[DATASET EXCERPT]:

----

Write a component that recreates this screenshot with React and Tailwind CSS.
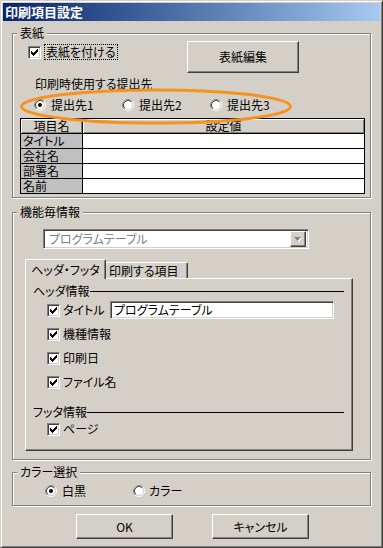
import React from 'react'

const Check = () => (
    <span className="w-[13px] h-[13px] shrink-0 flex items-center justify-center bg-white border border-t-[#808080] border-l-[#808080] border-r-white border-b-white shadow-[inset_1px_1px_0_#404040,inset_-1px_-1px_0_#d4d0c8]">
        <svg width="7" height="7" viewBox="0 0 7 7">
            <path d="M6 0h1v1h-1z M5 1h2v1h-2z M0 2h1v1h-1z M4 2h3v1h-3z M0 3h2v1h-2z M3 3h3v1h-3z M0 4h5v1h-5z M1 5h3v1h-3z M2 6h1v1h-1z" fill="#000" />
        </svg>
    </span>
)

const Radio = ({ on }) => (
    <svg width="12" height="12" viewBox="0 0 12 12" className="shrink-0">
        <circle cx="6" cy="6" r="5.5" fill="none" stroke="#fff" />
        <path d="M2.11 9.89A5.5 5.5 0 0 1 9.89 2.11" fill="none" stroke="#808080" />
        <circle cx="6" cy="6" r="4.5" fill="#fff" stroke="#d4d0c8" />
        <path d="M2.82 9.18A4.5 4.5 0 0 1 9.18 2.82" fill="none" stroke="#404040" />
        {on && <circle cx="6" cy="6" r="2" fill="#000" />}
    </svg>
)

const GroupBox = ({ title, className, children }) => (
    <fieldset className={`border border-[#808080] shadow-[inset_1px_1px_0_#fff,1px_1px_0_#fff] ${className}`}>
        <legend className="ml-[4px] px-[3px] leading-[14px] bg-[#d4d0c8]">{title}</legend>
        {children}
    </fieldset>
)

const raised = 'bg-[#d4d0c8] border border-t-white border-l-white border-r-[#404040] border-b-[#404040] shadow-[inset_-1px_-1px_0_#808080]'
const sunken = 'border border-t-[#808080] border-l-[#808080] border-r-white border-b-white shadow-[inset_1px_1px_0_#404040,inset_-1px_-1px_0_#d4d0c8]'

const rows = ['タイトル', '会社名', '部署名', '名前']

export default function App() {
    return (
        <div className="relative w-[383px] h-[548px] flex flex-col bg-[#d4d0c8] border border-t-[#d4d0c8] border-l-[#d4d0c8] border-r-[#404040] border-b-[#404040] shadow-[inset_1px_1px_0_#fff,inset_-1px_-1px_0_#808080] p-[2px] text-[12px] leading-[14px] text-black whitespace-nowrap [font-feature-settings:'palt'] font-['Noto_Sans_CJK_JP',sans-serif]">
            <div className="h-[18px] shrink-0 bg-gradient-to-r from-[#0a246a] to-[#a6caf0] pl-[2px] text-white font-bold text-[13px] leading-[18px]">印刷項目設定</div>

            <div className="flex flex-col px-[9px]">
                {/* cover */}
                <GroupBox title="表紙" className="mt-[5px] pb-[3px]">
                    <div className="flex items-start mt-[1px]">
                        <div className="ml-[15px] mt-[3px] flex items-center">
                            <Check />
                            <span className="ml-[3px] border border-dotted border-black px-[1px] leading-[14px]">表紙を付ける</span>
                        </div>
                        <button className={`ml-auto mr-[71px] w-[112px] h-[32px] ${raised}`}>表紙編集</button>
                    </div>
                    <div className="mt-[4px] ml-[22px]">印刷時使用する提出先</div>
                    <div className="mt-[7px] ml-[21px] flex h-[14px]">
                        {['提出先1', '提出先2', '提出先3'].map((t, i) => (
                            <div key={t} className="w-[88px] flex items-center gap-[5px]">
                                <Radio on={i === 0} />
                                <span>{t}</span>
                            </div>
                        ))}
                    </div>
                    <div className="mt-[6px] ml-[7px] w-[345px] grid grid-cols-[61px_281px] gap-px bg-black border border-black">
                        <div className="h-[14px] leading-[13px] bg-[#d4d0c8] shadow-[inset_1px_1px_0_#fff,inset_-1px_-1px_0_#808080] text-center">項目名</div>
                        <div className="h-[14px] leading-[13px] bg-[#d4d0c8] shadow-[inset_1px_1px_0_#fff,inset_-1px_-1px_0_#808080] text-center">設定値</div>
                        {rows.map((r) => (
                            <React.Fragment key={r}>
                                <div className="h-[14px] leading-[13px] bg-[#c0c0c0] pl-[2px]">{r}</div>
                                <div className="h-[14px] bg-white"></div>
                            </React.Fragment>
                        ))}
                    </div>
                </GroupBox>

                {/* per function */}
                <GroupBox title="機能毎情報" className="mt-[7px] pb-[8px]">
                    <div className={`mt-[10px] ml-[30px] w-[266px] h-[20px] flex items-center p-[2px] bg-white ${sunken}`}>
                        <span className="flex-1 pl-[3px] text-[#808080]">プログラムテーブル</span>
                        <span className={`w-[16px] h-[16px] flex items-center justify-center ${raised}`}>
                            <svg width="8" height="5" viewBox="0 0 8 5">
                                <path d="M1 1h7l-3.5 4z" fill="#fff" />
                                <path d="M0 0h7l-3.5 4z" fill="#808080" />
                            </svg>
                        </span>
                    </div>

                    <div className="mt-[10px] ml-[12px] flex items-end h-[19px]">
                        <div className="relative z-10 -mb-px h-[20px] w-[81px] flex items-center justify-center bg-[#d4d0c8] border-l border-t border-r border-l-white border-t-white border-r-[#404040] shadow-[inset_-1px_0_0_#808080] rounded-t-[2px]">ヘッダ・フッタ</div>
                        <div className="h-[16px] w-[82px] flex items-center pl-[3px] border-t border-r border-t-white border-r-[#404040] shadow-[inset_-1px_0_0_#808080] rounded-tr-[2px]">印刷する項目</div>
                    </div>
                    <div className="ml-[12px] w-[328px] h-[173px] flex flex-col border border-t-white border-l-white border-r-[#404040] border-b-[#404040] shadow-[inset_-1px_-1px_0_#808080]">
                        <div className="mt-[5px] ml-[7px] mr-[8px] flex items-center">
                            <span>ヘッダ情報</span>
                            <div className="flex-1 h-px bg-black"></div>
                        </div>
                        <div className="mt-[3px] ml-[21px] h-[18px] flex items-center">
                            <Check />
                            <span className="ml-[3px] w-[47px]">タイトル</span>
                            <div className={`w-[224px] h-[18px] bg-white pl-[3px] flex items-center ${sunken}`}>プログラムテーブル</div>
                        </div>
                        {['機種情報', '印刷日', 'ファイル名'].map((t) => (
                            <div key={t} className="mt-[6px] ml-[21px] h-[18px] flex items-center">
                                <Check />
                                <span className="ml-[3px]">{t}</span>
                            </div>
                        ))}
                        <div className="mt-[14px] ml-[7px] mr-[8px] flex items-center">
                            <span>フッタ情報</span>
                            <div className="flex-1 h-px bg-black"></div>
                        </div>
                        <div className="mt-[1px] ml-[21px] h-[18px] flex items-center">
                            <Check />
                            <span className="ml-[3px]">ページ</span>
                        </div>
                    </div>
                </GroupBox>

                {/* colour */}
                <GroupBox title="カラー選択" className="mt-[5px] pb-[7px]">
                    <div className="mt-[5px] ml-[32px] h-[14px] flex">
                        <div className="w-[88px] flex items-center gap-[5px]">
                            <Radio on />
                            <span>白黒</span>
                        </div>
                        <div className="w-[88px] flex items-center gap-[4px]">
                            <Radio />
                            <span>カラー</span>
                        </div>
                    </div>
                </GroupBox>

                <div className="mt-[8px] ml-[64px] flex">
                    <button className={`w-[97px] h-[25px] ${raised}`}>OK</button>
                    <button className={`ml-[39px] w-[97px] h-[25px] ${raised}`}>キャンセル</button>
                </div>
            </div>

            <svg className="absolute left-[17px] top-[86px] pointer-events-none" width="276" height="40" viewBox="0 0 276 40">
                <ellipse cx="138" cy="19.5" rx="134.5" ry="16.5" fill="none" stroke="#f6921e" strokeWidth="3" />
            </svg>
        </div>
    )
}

----

[WHAT TO DO]: Give the number of lines where the string "React" occurs, without any further text.

[RESULT OF THIS EXERCISE]: 4